> Your goal
Exactly as written, write out the lines below from the first to the one containing "const Star = ()", inclusive. Pictures do not belong in the copy.

> Source material

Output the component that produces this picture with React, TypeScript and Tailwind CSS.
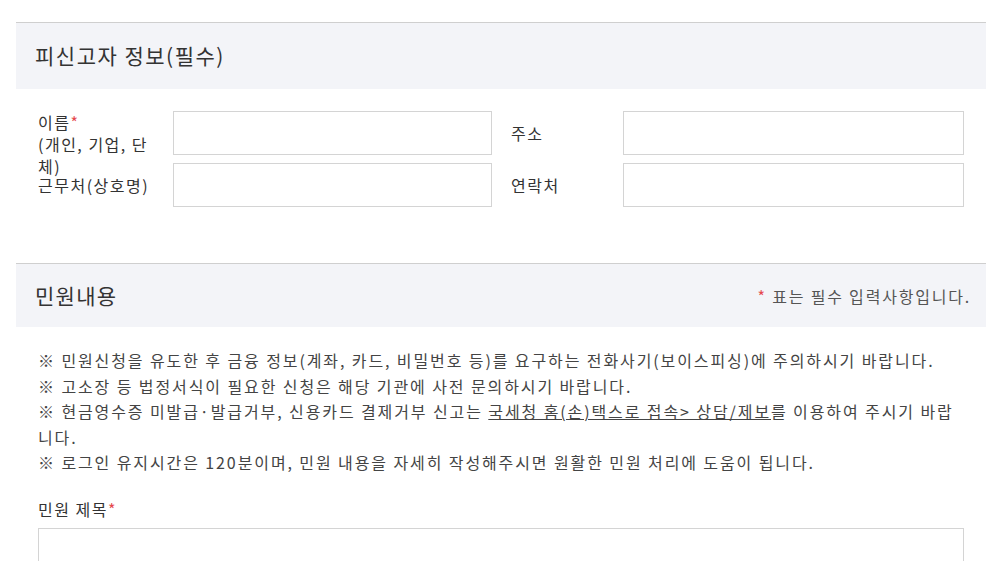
import React from "react";

const Star = () => <span className="text-[#e5484d]">*</span>;

export default function App() {
  return (
    <div className="w-[990px] h-[561px] overflow-hidden bg-white text-[#333] font-['Noto_Sans_CJK_KR','Noto_Sans',sans-serif]">
      <div className="pt-[22px] pl-[16px] pr-[4px]">
        {/* Section 1 header */}
        <div className="h-[67px] border-t border-[#cfcfcf] bg-[#f3f4f8] flex items-center pl-[19px]">
          <h2 className="text-[21px] tracking-[1.5px] font-normal text-[#333]">피신고자 정보(필수)</h2>
        </div>

        {/* Form rows */}
        <div className="mt-[22px] pl-[22px] pr-[22px] flex flex-col gap-[8px] text-[16px] tracking-[1.5px]">
          <div className="flex h-[44px]">
            <div className="w-[135px] shrink-0">
              <div className="w-[120px] leading-[22px]">
                이름<Star />
                <br />
                (개인, 기업, 단체)
              </div>
            </div>
            <input className="w-[319px] h-[44px] border border-[#d4d4d4] bg-white" />
            <div className="w-[131px] shrink-0 flex items-center pl-[19px]">주소</div>
            <input className="flex-1 h-[44px] border border-[#d4d4d4] bg-white" />
          </div>
          <div className="flex h-[44px]">
            <div className="w-[135px] shrink-0 flex items-center">근무처(상호명)</div>
            <input className="w-[319px] h-[44px] border border-[#d4d4d4] bg-white" />
            <div className="w-[131px] shrink-0 flex items-center pl-[19px]">연락처</div>
            <input className="flex-1 h-[44px] border border-[#d4d4d4] bg-white" />
          </div>
        </div>

        {/* Section 2 header */}
        <div className="mt-[56px] h-[64px] border-t border-[#cfcfcf] bg-[#f3f4f8] flex items-center justify-between pl-[19px] pr-[15px]">
          <h2 className="text-[21px] tracking-[1.3px] font-normal text-[#333]">민원내용</h2>
          <p className="text-[16px] tracking-[1.8px] text-[#555]">
            <Star /> 표는 필수 입력사항입니다.
          </p>
        </div>

        {/* Notes */}
        <div className="mt-[21px] pl-[22px] pr-[22px] text-[16px] tracking-[1.9px] leading-[25.5px] text-[#444]">
          <p>※ 민원신청을 유도한 후 금융 정보(계좌, 카드, 비밀번호 등)를 요구하는 전화사기(보이스피싱)에 주의하시기 바랍니다.</p>
          <p>※ 고소장 등 법정서식이 필요한 신청은 해당 기관에 사전 문의하시기 바랍니다.</p>
          <p>
            ※ 현금영수증 미발급·발급거부, 신용카드 결제거부 신고는{" "}
            <a className="underline">국세청 홈(손)택스로 접속&gt; 상담/제보</a>를 이용하여 주시기 바랍니다.
          </p>
          <p>※ 로그인 유지시간은 120분이며, 민원 내용을 자세히 작성해주시면 원활한 민원 처리에 도움이 됩니다.</p>
        </div>

        {/* Title field */}
        <div className="mt-[22px] pl-[22px] pr-[22px]">
          <div className="text-[16px] tracking-[1.5px] leading-[22px]">
            민원 제목<Star />
          </div>
          <input className="mt-[8px] w-full h-[44px] border border-[#d4d4d4] bg-white" />
        </div>
      </div>
    </div>
  );
}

> Exercise solution
Output the component that produces this picture with React, TypeScript and Tailwind CSS.
import React from "react";

const Star = () => <span className="text-[#e5484d]">*</span>;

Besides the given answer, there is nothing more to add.